Exercise instructions -
Give back each entry unchanged, minus pictures.

[Records excerpted from a collection]
□ □ □ □
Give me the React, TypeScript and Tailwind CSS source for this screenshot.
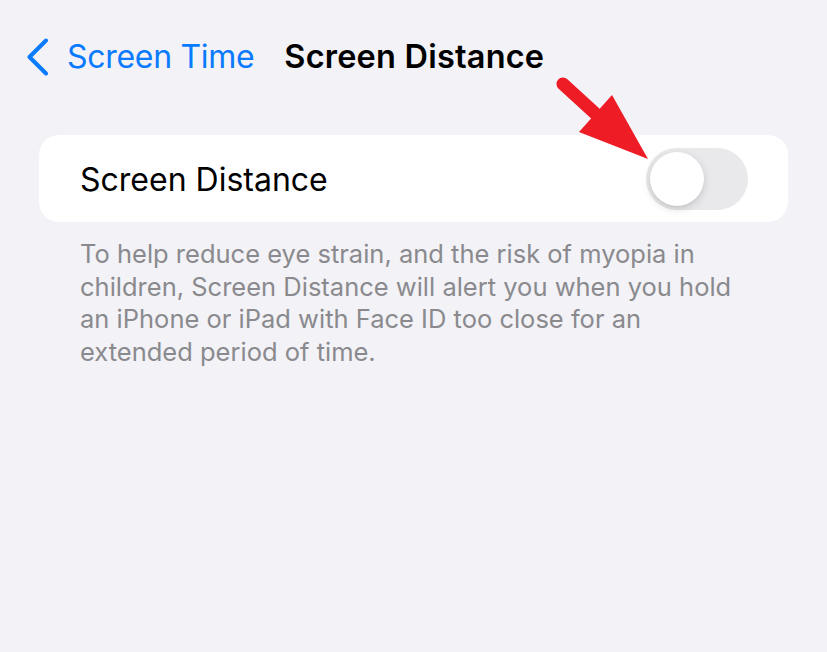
import React from "react";

export default function App() {
  return (
    <div
      className="relative w-[827px] h-[652px] bg-[#f2f2f7] overflow-hidden"
      style={{ fontFamily: "Inter, 'Noto Sans', sans-serif" }}
    >
      {/* Nav bar */}
      <div className="flex items-center h-[40px] mt-[37px] pl-[26px]">
        <svg width="23" height="38" viewBox="0 0 23 38" className="shrink-0">
          <path
            d="M20 2.5 L3.5 19 L20 35.5"
            fill="none"
            stroke="#0a7aff"
            strokeWidth="4"
            strokeLinecap="round"
            strokeLinejoin="round"
          />
        </svg>
        <span className="ml-[18px] text-[32px] leading-none text-[#0a7aff] tracking-[-0.3px]">
          Screen Time
        </span>
        <span className="ml-[30px] text-[32.5px] leading-none font-semibold text-black tracking-[0.2px]">
          Screen Distance
        </span>
      </div>

      {/* Card */}
      <div className="mx-[39px] mt-[58px] h-[87px] rounded-[20px] bg-white flex items-center justify-between pl-[41px] pr-[40px]">
        <span className="text-[32px] leading-none text-black mt-[2px]">
          Screen Distance
        </span>
        <div className="w-[102px] h-[62px] rounded-full bg-[#e9e9eb] p-[4px] flex items-center">
          <div className="w-[54px] h-[54px] rounded-full bg-white shadow-[0_3px_8px_rgba(0,0,0,0.15),0_1px_1px_rgba(0,0,0,0.06)]" />
        </div>
      </div>

      {/* Footer */}
      <p className="pl-[80px] pr-[40px] mt-[16px] text-[25.5px] leading-[32.5px] text-[#8a8a8e]">
        To help reduce eye strain, and the risk of myopia in
        <br />
        children, Screen Distance will alert you when you hold
        <br />
        an iPhone or iPad with Face ID too close for an
        <br />
        extended period of time.
      </p>

      {/* Red arrow annotation */}
      <svg
        className="absolute left-0 top-0 pointer-events-none"
        width="827"
        height="652"
        viewBox="0 0 827 652"
      >
        <line
          x1="563"
          y1="84"
          x2="598"
          y2="116"
          stroke="#ee1c25"
          strokeWidth="13"
          strokeLinecap="round"
        />
        <polygon points="579,132 612,95 648,159" fill="#ee1c25" />
      </svg>
    </div>
  );
}
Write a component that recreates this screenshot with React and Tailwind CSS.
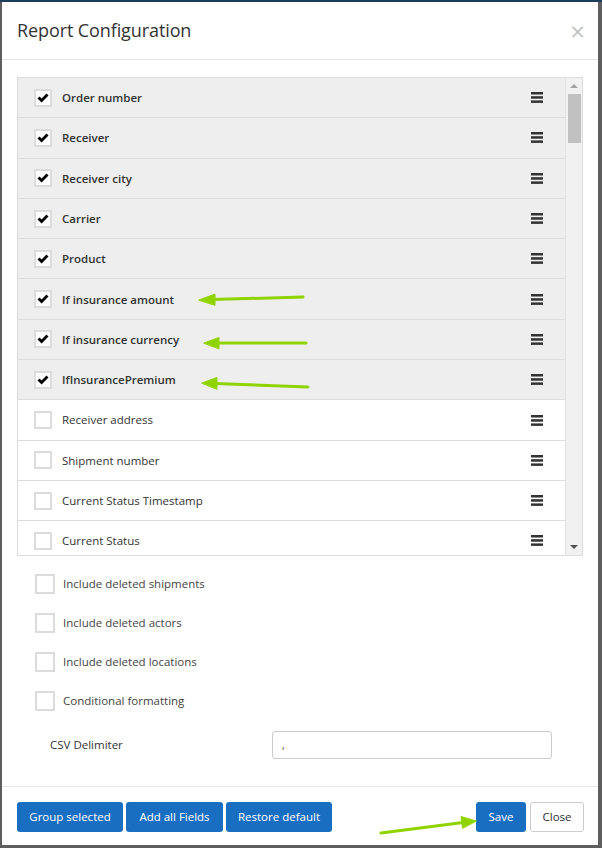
□ □ □ □
Output of the task -
Give me the React, TypeScript and Tailwind CSS source for this screenshot.
import React from "react";

export default function App() {
  return (
    <div
      className="relative w-[827px] h-[652px] bg-[#f2f2f7] overflow-hidden"
      style={{ fontFamily: "Inter, 'Noto Sans', sans-serif" }}
    >
      {/* Nav bar */}
      <div className="flex items-center h-[40px] mt-[37px] pl-[26px]">
        <svg width="23" height="38" viewBox="0 0 23 38" className="shrink-0">
          <path
            d="M20 2.5 L3.5 19 L20 35.5"
            fill="none"
            stroke="#0a7aff"
            strokeWidth="4"
            strokeLinecap="round"
            strokeLinejoin="round"
          />
        </svg>
        <span className="ml-[18px] text-[32px] leading-none text-[#0a7aff] tracking-[-0.3px]">
          Screen Time
        </span>
        <span className="ml-[30px] text-[32.5px] leading-none font-semibold text-black tracking-[0.2px]">
          Screen Distance
        </span>
      </div>

      {/* Card */}
      <div className="mx-[39px] mt-[58px] h-[87px] rounded-[20px] bg-white flex items-center justify-between pl-[41px] pr-[40px]">
        <span className="text-[32px] leading-none text-black mt-[2px]">
          Screen Distance
        </span>
        <div className="w-[102px] h-[62px] rounded-full bg-[#e9e9eb] p-[4px] flex items-center">
          <div className="w-[54px] h-[54px] rounded-full bg-white shadow-[0_3px_8px_rgba(0,0,0,0.15),0_1px_1px_rgba(0,0,0,0.06)]" />
        </div>
      </div>

      {/* Footer */}
      <p className="pl-[80px] pr-[40px] mt-[16px] text-[25.5px] leading-[32.5px] text-[#8a8a8e]">
        To help reduce eye strain, and the risk of myopia in
        <br />
        children, Screen Distance will alert you when you hold
        <br />
        an iPhone or iPad with Face ID too close for an
        <br />
        extended period of time.
      </p>

      {/* Red arrow annotation */}
      <svg
        className="absolute left-0 top-0 pointer-events-none"
        width="827"
        height="652"
        viewBox="0 0 827 652"
      >
        <line
          x1="563"
          y1="84"
          x2="598"
          y2="116"
          stroke="#ee1c25"
          strokeWidth="13"
          strokeLinecap="round"
        />
        <polygon points="579,132 612,95 648,159" fill="#ee1c25" />
      </svg>
    </div>
  );
}
Write a component that recreates this screenshot with React and Tailwind CSS.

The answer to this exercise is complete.